## Instruction Level Parallelism

E. Sanchez

Politecnico di Torino Dipartimento di Automatica e Informatica

# INSTRUCTION-LEVEL PARALLELISM

Pipelines exploit the parallelism existing among instructions (*Instruction-Level Parallelism*, or ILP), which allows their execution in parallel.

The highest the amount of ILP that can be found and exploited, the better the performance of the pipeline.

## **Approaches**

There are two approaches to exploit ILP:

- *Dynamic*, depending on the hardware to locate parallelism
- Static, depending on the software (i.e., the compiler).

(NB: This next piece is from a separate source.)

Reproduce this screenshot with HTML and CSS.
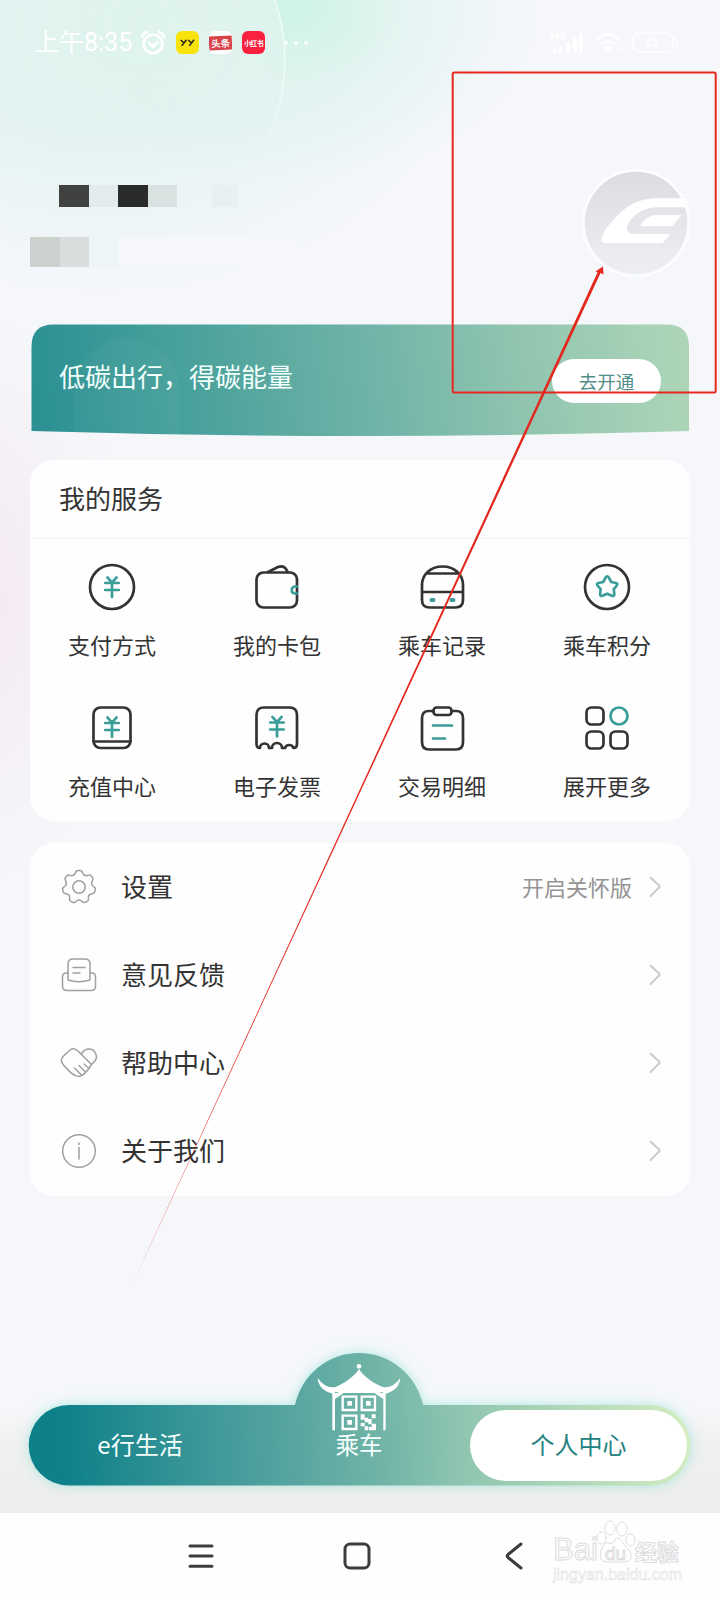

The two approaches can be partly combined.

## Dynamic approach

It dominates the desktop and server markets, but is also included in PMD, with products such as

- Intel Core Series
- ARM Cortex-A9
- Athlon
- MIPS R10000/12000
- Sun UltraSPARC III
- PowerPC 603, G3, G4
- Alpha 21264.

## Static approach

It can mainly be found in products for the embedded market. For example the ARM Cortex-A8.

However, both the Intel IA-64 and Itanium use this approach.

## **Basic blocks**

The first kind of ILP is the one among instructions belonging to the same basic block.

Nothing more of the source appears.